Erik's Rant
 

June 16, 2004

Wednesday One

When I suggested reviving the Friday Five, I was suggesting that others take up the torch and offer questions as well. I simply don't have time to do it every week, but if no one else does, I will do it when I feel the urge, but not as a regular thing.

Meanwhile I thought of a good one, but it is just one question, so I will post it today as the Wednesday One:

Is there a book that makes you want to strangle the author? I am not just talking about being a bit peeved, but having to deal with the temptations of deep-down, homicidal impulses. If so, please explain. Be honest.

Posted by erik at June 16, 2004 1:56 PM | TrackBack
Comments

Wow! Steinbeck?!? He's one of my all-time favorite writers. In fact, I have been known to drag the family to Salinas whenever we go down to Santa Cruz. What is it about him that you hate?

Posted by: Erik Keilholtz at June 17, 2004 11:50 PM

Anything, and I mean anything, by John Steinbeck.

Posted by: William Luse at June 17, 2004 5:52 PM

What To Expect When you are expecting. Makes my job harder because it creates unreal expectations.

Posted by: alicia at June 17, 2004 2:04 PM

Of books I’ve read recently, none. I throw lousy books across the room long before I reach the murderous stage. In the misty past, there are a couple I had to read for class that left scars. My ninth-grade "theology" book (I don’t remember the title or author, and I don’t care) was utterly free of content. I’d read a paragraph and find that I couldn’t remember anything whatsoever from it a moment later. I resented wasting my time on a book full of nothing. And then there was James Fenimore Cooper’s _The Prairie_. Mark Twain was *soft* on Cooper. It took me a *month* to force my way through that wretched drivel.

Posted by: Don at June 17, 2004 6:01 AM

A History of God by Karen Armstrong. This ex-nun apostate pimps really shitty 4th grade modernist biblical criticism and is considered revolutionary. If there were a burning of witches I would nominate her for the torching and nominate myself to spit upon her and light the match and dose her face in gasoline. Of course I mean this figuratively. Yes- as long as I do my best not to look at that alluring cover on her book- I will be safe from mortal sin.

Posted by: Michael B Dougherty at June 17, 2004 12:50 AM

Oh dear, and I've just received my Pinsky. Guess I'll wait for my Italian to improve to see what I've been missing (it's side-by-side, though, so maybe there's a chance).

As for the Wednesday One, no book has ever taken me to the Keilholtzian extreme (it is enough to get published), but I've had close calls in the past year from Chellis Glendinning and Peter Mortimer.

A book I did consider reading, however, had one of the most colourful responses I've come across. Worth sharing. James Thackara's The Book of Kings.

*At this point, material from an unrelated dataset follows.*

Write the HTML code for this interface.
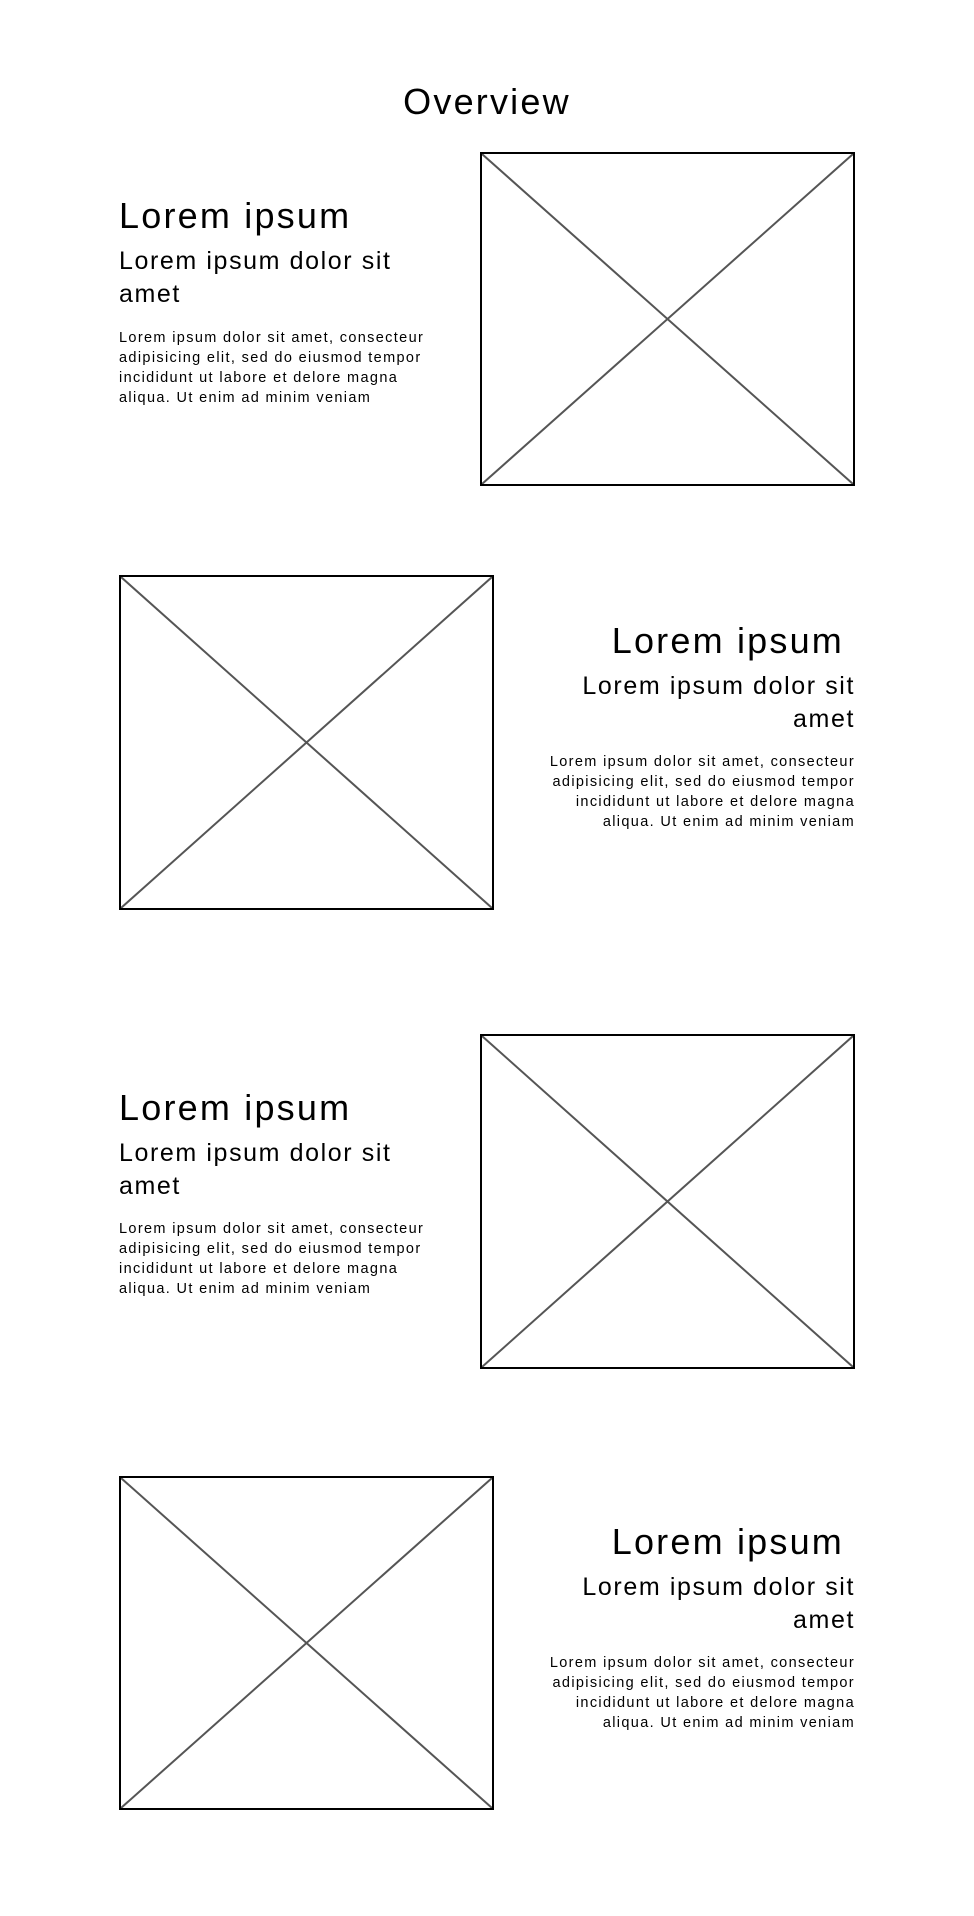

Posted by: stephen at June 16, 2004 5:18 PM

Robert Pinsky's (mis)translation of _Inferno_. I admire his own poetry and comments on contemporary literature, but the man does not understand Dante. For Pinsky, _Inferno_ is the only part of the poem worth reading. Souls like Ulysses, Ugolino, and even Vanni Fucci in Pinsky's hands are transformed from sorrowful figures to some sort of ironic heroes--victims of cruel justice rather than self-imposed exiles.
St. Mary's College insists on this translation for their freshmen and then do not have the little darlings read the rest of the _Sacra Poema_. Grrrr.